→ Problem description:
Lines that include the word "React" are the ones to copy.

*-*-*

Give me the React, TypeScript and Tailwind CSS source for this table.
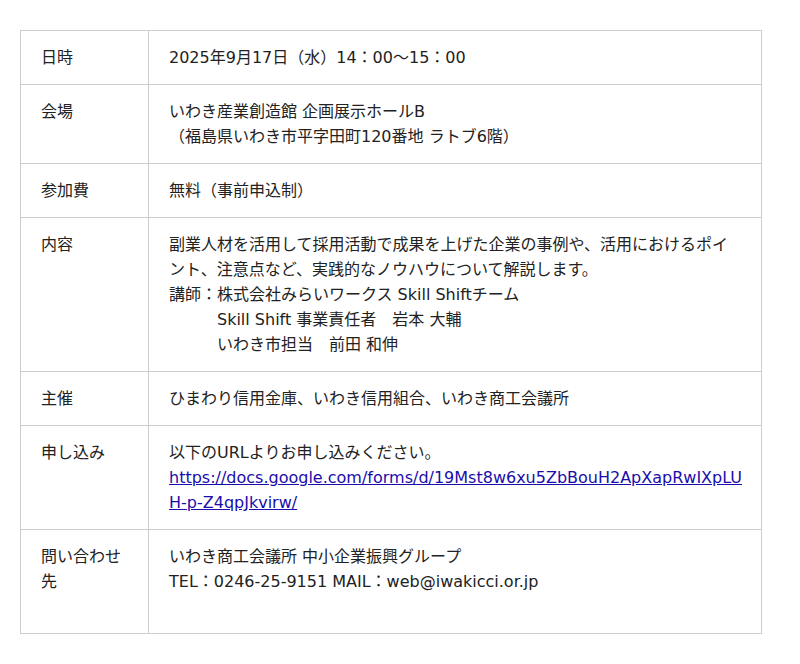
import React from "react";

type Row = {
  label: string;
  body: React.ReactNode;
};

const indent = "\u3000\u3000\u3000";

const rows: Row[] = [
  { label: "日時", body: "2025年9月17日（水）14：00〜15：00" },
  {
    label: "会場",
    body: (
      <>
        いわき産業創造館 企画展示ホールB
        <br />
        （福島県いわき市平字田町120番地 ラトブ6階）
      </>
    ),
  },
  { label: "参加費", body: "無料（事前申込制）" },
  {
    label: "内容",
    body: (
      <>
        副業人材を活用して採用活動で成果を上げた企業の事例や、活用におけるポイント、注意点など、実践的なノウハウについて解説します。
        <br />
        講師：株式会社みらいワークス Skill Shiftチーム
        <br />
        {indent + "Skill Shift 事業責任者\u3000岩本 大輔"}
        <br />
        {indent + "いわき市担当\u3000前田 和伸"}
      </>
    ),
  },
  { label: "主催", body: "ひまわり信用金庫、いわき信用組合、いわき商工会議所" },
  {
    label: "申し込み",
    body: (
      <>
        以下のURLよりお申し込みください。
        <br />
        <a href="#" className="text-[#1a0dab] underline break-all">
          https://docs.google.com/forms/d/19Mst8w6xu5ZbBouH2ApXapRwIXpLUH-p-Z4qpJkvirw/
        </a>
      </>
    ),
  },
  {
    label: "問い合わせ先",
    body: (
      <>
        いわき商工会議所 中小企業振興グループ
        <br />
        TEL：0246-25-9151 MAIL：web@iwakicci.or.jp
        <br />
        <br />
      </>
    ),
  },
];

export default function App() {
  return (
    <div
      className="min-h-screen bg-white pt-[30px] px-5 text-[16px] leading-[25px] text-[#222]"
      style={{ fontFamily: '"DejaVu Sans", "Noto Sans CJK JP", sans-serif' }}
    >
      <table className="w-[742px] border-collapse border border-[#ccc]">
        <tbody>
          {rows.map((r) => (
            <tr key={r.label} className="border-b border-[#ccc]">
              <td className="w-[128px] align-top border-r border-[#ccc] px-5 py-[14px]">
                {r.label}
              </td>
              <td className="align-top pl-5 pr-[18px] py-[14px] whitespace-pre-wrap">
                {r.body}
              </td>
            </tr>
          ))}
        </tbody>
      </table>
    </div>
  );
}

*-*-*

→ Written response:
Give me the React, TypeScript and Tailwind CSS source for this table.
import React from "react";
  body: React.ReactNode;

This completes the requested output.